What you have to do —
Print the material below exactly as it stands, please, from its first line to the line holding "const rows = rowHeights.map((h, r)", with no pictures.

Data extract —

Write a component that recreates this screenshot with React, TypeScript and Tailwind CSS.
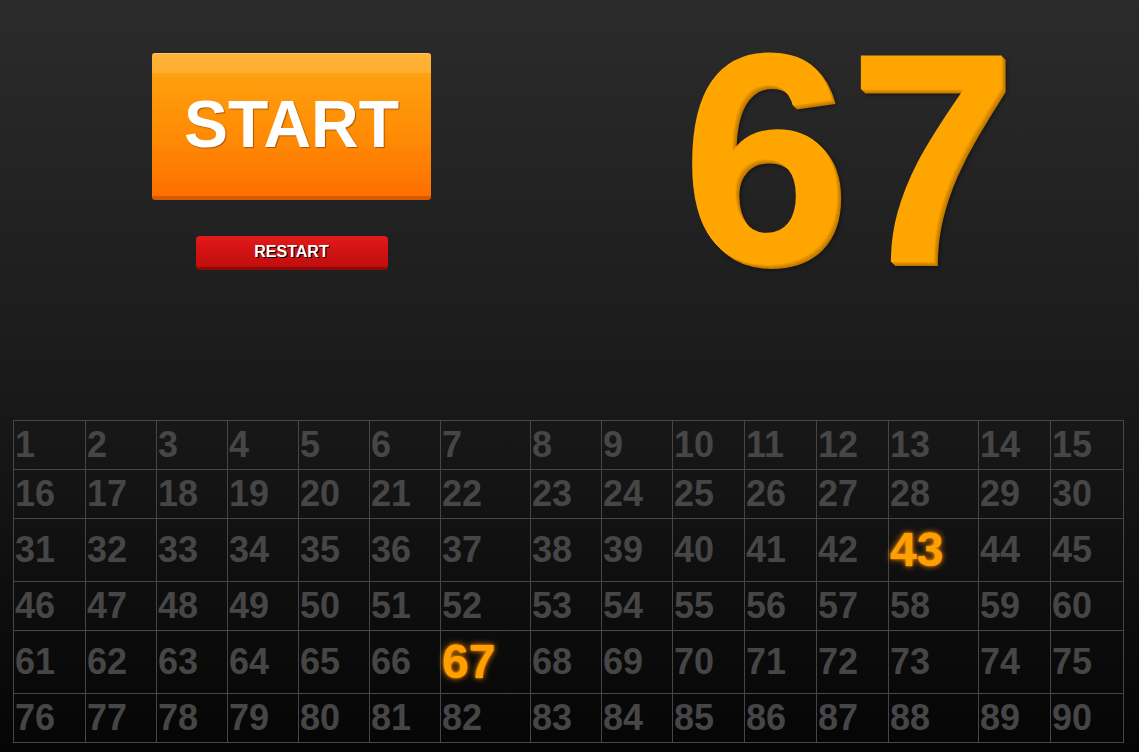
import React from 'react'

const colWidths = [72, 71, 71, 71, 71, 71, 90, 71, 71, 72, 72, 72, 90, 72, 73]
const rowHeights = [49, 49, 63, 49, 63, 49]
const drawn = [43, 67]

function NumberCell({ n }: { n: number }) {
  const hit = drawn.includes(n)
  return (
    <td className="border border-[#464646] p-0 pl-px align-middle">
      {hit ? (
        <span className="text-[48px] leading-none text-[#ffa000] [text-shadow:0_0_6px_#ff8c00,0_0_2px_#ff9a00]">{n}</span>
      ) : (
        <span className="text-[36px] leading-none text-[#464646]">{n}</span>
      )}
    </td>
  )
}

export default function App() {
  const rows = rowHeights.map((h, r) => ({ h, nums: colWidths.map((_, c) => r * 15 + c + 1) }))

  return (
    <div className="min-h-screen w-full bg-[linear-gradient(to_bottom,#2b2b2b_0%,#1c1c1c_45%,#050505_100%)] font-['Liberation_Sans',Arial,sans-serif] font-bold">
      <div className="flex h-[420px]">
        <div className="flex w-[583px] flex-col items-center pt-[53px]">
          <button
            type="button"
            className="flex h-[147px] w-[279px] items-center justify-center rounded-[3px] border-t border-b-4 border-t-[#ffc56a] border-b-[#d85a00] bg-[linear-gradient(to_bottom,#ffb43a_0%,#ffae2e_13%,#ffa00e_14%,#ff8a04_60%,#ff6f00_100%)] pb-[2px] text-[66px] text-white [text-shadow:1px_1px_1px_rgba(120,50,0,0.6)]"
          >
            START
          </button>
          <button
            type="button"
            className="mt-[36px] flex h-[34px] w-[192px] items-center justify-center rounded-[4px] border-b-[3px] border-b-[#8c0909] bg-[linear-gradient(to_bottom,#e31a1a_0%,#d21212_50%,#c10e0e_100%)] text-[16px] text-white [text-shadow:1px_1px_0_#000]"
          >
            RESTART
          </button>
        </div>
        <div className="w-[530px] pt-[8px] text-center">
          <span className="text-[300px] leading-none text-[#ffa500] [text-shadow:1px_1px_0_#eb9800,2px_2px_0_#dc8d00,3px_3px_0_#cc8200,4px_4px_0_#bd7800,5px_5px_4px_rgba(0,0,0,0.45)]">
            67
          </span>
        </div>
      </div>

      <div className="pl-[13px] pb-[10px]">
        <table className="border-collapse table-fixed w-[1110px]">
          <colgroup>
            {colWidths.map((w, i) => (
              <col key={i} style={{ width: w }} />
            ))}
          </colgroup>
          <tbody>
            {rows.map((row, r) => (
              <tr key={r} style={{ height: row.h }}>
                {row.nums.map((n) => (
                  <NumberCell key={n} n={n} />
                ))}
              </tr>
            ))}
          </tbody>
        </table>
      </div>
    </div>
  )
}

The output —
Write a component that recreates this screenshot with React, TypeScript and Tailwind CSS.
import React from 'react'

const colWidths = [72, 71, 71, 71, 71, 71, 90, 71, 71, 72, 72, 72, 90, 72, 73]
const rowHeights = [49, 49, 63, 49, 63, 49]
const drawn = [43, 67]

function NumberCell({ n }: { n: number }) {
  const hit = drawn.includes(n)
  return (
    <td className="border border-[#464646] p-0 pl-px align-middle">
      {hit ? (
        <span className="text-[48px] leading-none text-[#ffa000] [text-shadow:0_0_6px_#ff8c00,0_0_2px_#ff9a00]">{n}</span>
      ) : (
        <span className="text-[36px] leading-none text-[#464646]">{n}</span>
      )}
    </td>
  )
}

export default function App() {
  const rows = rowHeights.map((h, r) => ({ h, nums: colWidths.map((_, c) => r * 15 + c + 1) }))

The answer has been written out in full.